Basic Philosophy on Corporate Governance
VECTOR INC. believes that increasing the efficiency and soundness of management and building a fair and highly transparent management system are essential for achieving stable growth and development. In particular, strengthening corporate governance is regarded as a critical management issue for the Company, which handles new information on the products and services of client companies. These efforts are reviewed as required to boost their effectiveness.
Going forward, we will continue aiming to be a highly trusted company through the strengthening of corporate governance.
The Board of Directors implements checks and balances to ensure fair decision-making by having five highly independent external directors and two external auditors take part in meetings and actively share information. The Vector Group has also adopted a corporate auditor system in which each auditor audits the legality of business execution by the directors. In addition, the Group convenes meetings of the Compliance Risk Committee comprised of the heads of subsidiaries and core business units. This committee evaluates and manages risks such as compliance risk, operational risk and financial risk, responds as required, and disseminates risk-related information in an effort to bolster the Group’s corporate governance. To increase the effectiveness of corporate governance, the Company plans to regularly revise and enforce a corporate governance policy in accordance with changes in the social environment and the implementation and revision of laws, rules and regulations.

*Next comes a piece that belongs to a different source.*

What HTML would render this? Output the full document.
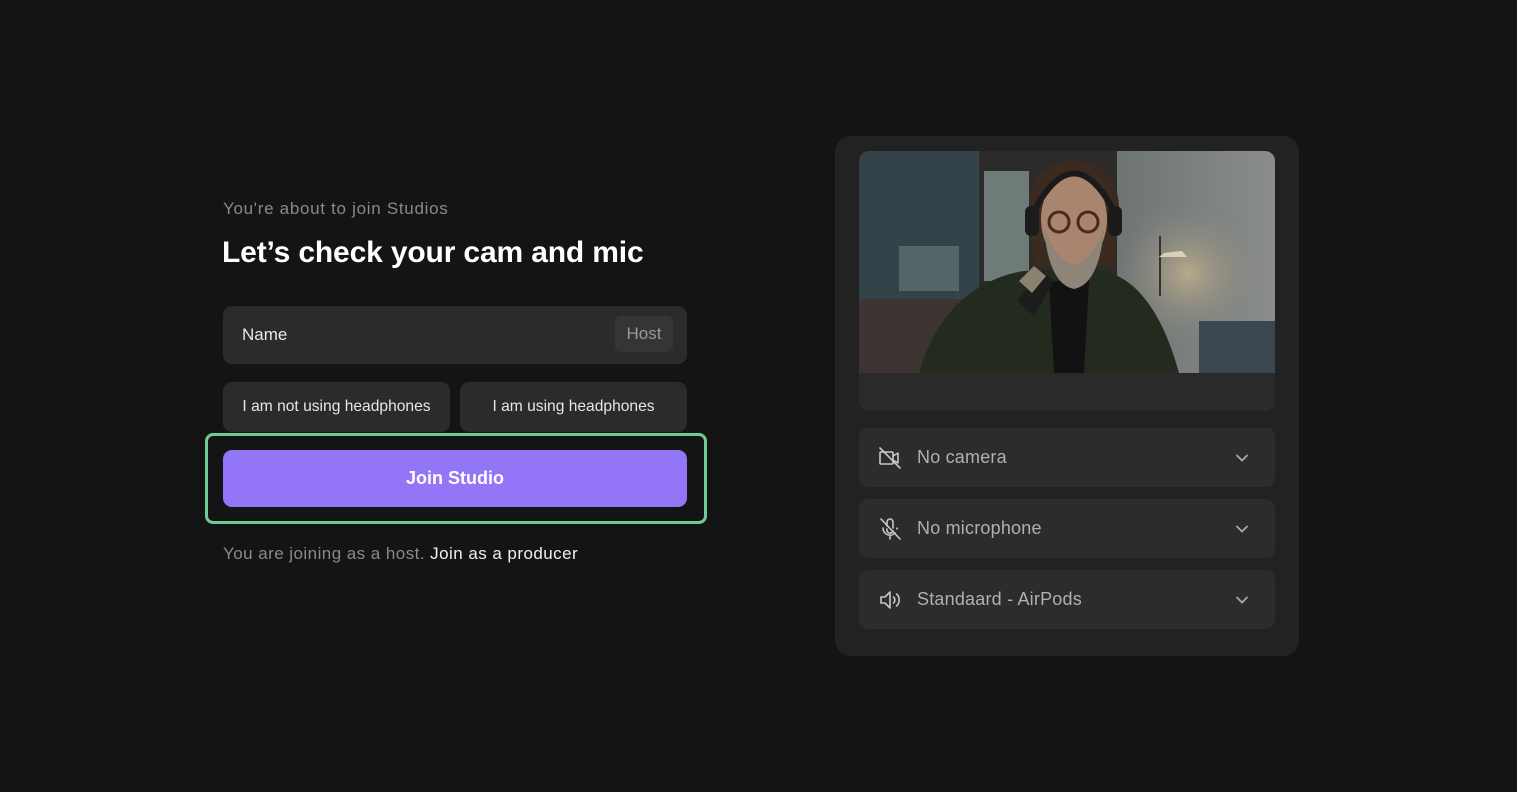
<!DOCTYPE html>
<html><head><meta charset="utf-8"><style>
*{box-sizing:border-box;margin:0;padding:0}
body{width:1517px;height:792px;background:#141414;font-family:"Liberation Sans",sans-serif;position:relative;overflow:hidden;color:#fff}
.abs{position:absolute}
.sub{left:223px;top:199px;font-size:17px;color:#8a8a8a;letter-spacing:.7px}
.h1{left:222px;top:236px;font-size:30px;font-weight:bold;letter-spacing:-.15px;color:#fff}
.name{left:223px;top:306px;width:464px;height:58px;background:#2b2b2b;border-radius:9px}
.name span{position:absolute;left:19px;top:19px;font-size:17px;color:#e8e8e8}
.host{position:absolute;right:14px;top:10px;width:58px;height:36px;background:#353535;border-radius:6px;color:#9a9a9a;font-size:17px;text-align:center;line-height:36px}
.hp{top:382px;height:50px;background:#2b2b2b;border-radius:9px;font-size:15.6px;color:#e6e6e6;text-align:center;line-height:50px}
.ring{left:205px;top:433px;width:502px;height:91px;border:3px solid #6fcb96;border-radius:8px}
.join{left:223px;top:450px;width:464px;height:57px;background:#9376f8;border-radius:9px;text-align:center;line-height:57px;font-size:18px;font-weight:bold;color:#fff}
.foot{left:223px;top:544px;font-size:17px;color:#8a8a8a;letter-spacing:.45px}
.foot b{color:#f0f0f0;font-weight:normal}
.panel{left:835px;top:136px;width:464px;height:520px;background:#222;border-radius:16px}
.vbox{left:859px;top:151px;width:416px;height:260px;background:#2a2a2a;border-radius:10px;overflow:hidden}
.sel{left:859px;width:416px;height:59px;background:#2c2c2c;border-radius:9px}
.sel span{position:absolute;left:58px;top:19px;font-size:18px;color:#b0b0b0;letter-spacing:.2px}
.sel svg.ic{position:absolute;left:19px;top:18px}
.sel svg.ch{position:absolute;right:26px;top:23px}
</style></head><body>
<div class="abs sub">You're about to join Studios</div>
<div class="abs h1">Let’s check your cam and mic</div>
<div class="abs name"><span>Name</span><div class="host">Host</div></div>
<div class="abs hp" style="left:223px;width:227px">I am not using headphones</div>
<div class="abs hp" style="left:460px;width:227px">I am using headphones</div>
<div class="abs ring"></div>
<div class="abs join">Join Studio</div>
<div class="abs foot">You are joining as a host. <b>Join as a producer</b></div>

<div class="abs panel"></div>
<div class="abs vbox">
<svg width="416" height="222" viewBox="0 0 416 222">
<defs>
<linearGradient id="wall" x1="0" x2="1"><stop offset="0" stop-color="#6e7474"/><stop offset="1" stop-color="#8a8d8a"/></linearGradient>
<radialGradient id="lamp" cx="0.45" cy="0.55" r="0.5"><stop offset="0" stop-color="#b8a98a"/><stop offset="1" stop-color="#7d807c" stop-opacity="0"/></radialGradient>
</defs>
<rect width="416" height="222" fill="#2c2b2a"/>
<rect x="0" y="0" width="120" height="150" fill="#34434a"/>
<rect x="125" y="20" width="45" height="110" fill="#6f7b78"/>
<rect x="40" y="95" width="60" height="45" fill="#56656a"/>
<rect x="0" y="148" width="170" height="74" fill="#3b3431"/>
<rect x="258" y="0" width="158" height="222" fill="url(#wall)"/>
<rect x="258" y="40" width="158" height="150" fill="url(#lamp)"/>
<rect x="300" y="85" width="2" height="60" fill="#333"/>
<path d="M305 102 l18 -2 l5 6 h-28z" fill="#d8d0b8"/>
<rect x="340" y="170" width="76" height="52" fill="#3c4650"/>
<path d="M60 222 C80 150 130 125 165 120 L235 118 C270 122 300 150 320 222Z" fill="#232a1e"/>
<path d="M190 130 h40 l-5 92 h-30z" fill="#121212"/>
<path d="M170 60 q0 -50 45 -50 q45 0 45 50 l-5 55 h-80z" fill="#3a2a20"/>
<ellipse cx="215" cy="68" rx="33" ry="46" fill="#a98570"/>
<path d="M185 78 q30 70 60 0 q-5 55 -30 60 q-25 -5 -30 -60z" fill="#8e8478"/>
<path d="M175 60 q40 -75 80 0" stroke="#1a1a1a" stroke-width="6" fill="none"/>
<rect x="166" y="55" width="14" height="30" rx="6" fill="#1b1b1b"/>
<rect x="249" y="55" width="14" height="30" rx="6" fill="#1b1b1b"/>
<circle cx="200" cy="71" r="10" stroke="#4a2a1a" stroke-width="3" fill="none"/>
<circle cx="229" cy="71" r="10" stroke="#4a2a1a" stroke-width="3" fill="none"/>
<path d="M158 150 l25 -30 l12 10 l-20 35z" fill="#1c1c1c"/>
<path d="M160 130 l15 -15 l12 10 l-14 17z" fill="#8c8270"/>
</svg>
</div>
<div class="abs sel" style="top:428px">
<svg class="ic" width="24" height="24" viewBox="0 0 24 24" fill="none" stroke="#c8c8c8" stroke-width="1.6" stroke-linecap="round" stroke-linejoin="round"><path d="M3 6h11a1 1 0 0 1 1 1v10a1 1 0 0 1-1 1H3a1 1 0 0 1-1-1V7a1 1 0 0 1 1-1z"/><path d="M15 10l5-3v10l-5-3"/><path d="M2 2l20 20"/></svg>
<span>No camera</span>
<svg class="ch" width="14" height="14" viewBox="0 0 14 14" fill="none" stroke="#aaa" stroke-width="1.8" stroke-linecap="round"><path d="M2 4.5l5 5 5-5"/></svg></div>
<div class="abs sel" style="top:499px">
<svg class="ic" width="24" height="24" viewBox="0 0 24 24" fill="none" stroke="#c8c8c8" stroke-width="1.6" stroke-linecap="round" stroke-linejoin="round"><path d="M9 9V5a3 3 0 0 1 6 0v6"/><path d="M15 14a3 3 0 0 1-6-2"/><path d="M5 11a7 7 0 0 0 12 5M19 11v1"/><path d="M12 19v3"/><path d="M3 2l19 20"/></svg>
<span>No microphone</span>
<svg class="ch" width="14" height="14" viewBox="0 0 14 14" fill="none" stroke="#aaa" stroke-width="1.8" stroke-linecap="round"><path d="M2 4.5l5 5 5-5"/></svg></div>
<div class="abs sel" style="top:570px">
<svg class="ic" width="24" height="24" viewBox="0 0 24 24" fill="none" stroke="#c8c8c8" stroke-width="1.6" stroke-linecap="round" stroke-linejoin="round"><path d="M3 9h4l5-5v16l-5-5H3z"/><path d="M15.5 9a4 4 0 0 1 0 6"/><path d="M18.5 6a8 8 0 0 1 0 12"/></svg>
<span>Standaard - AirPods</span>
<svg class="ch" width="14" height="14" viewBox="0 0 14 14" fill="none" stroke="#aaa" stroke-width="1.8" stroke-linecap="round"><path d="M2 4.5l5 5 5-5"/></svg></div>
</body></html>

|Organizational structure||Company with a Board of Auditors|
|Chairman of the Board of Directors||President|
|Number of directors||9|
|Appointment of external directors||5|
|Establishment of Board of Auditors||Yes|
|Number of auditors||3|
The auditors and independent accounting auditor endeavor to enhance the efficiency and effectiveness of audits through such means as exchanging information and opinions. Specifically, a regular meeting between the auditors and independent accounting auditor is held, at which opinions are exchanged concerning whether any audit-related problems exist and future tasks. The Company also has a system for holding ad hoc meetings as necessary.
The Company has established an internal audit system based around the Internal Audit Department. The auditors and the Internal Audit Department cooperate through regular meetings and strive to conduct effective audits.
Number of external auditors: 2
The Company’s functions for management decision-making, business execution and oversight are as follows.
The Company’s Board of Directors consists of four full-time directors and five external directors. In addition to regular monthly meetings, the Board of Directors holds extraordinary meetings as necessary to monitor the status of business execution.
The Board of Directors of the Company consists of nine directors, of whom five are external directors. They attend the Board of Directors meetings and other important meetings, allowing them to monitor the effectiveness of corporate governance.
The Company has concluded an audit agreement with Crowe Toyo & Co. and undergoes accounting audits based on the Companies Act and the Financial Instruments and Exchange Act. Other audits are conducted as and when required.
The Company has integrated planning and management functions into VECTOR INC., the parent company. The management of subsidiaries is an important point of consideration from a compliance perspective since the Company’s policy is to increase the number of subsidiaries as business expands.
In light of this, the Company’s management policy for subsidiaries is as follows, in principle.
- Subsidiaries shall either be newly established or spun off in an incorporation-type demerger, and in the absence of any special reasons, the subsidiary shall have total decision-making authority.
- In addition to integrating planning and management functions into Vector’s Business Management Headquarters, the Company shall adopt an operational management system for subsidiaries so as to identify results immediately.
- The Internal Audit Department shall periodically conduct internal audits of subsidiaries and affiliates, and provide necessary guidance and support to ensure the soundness of each company.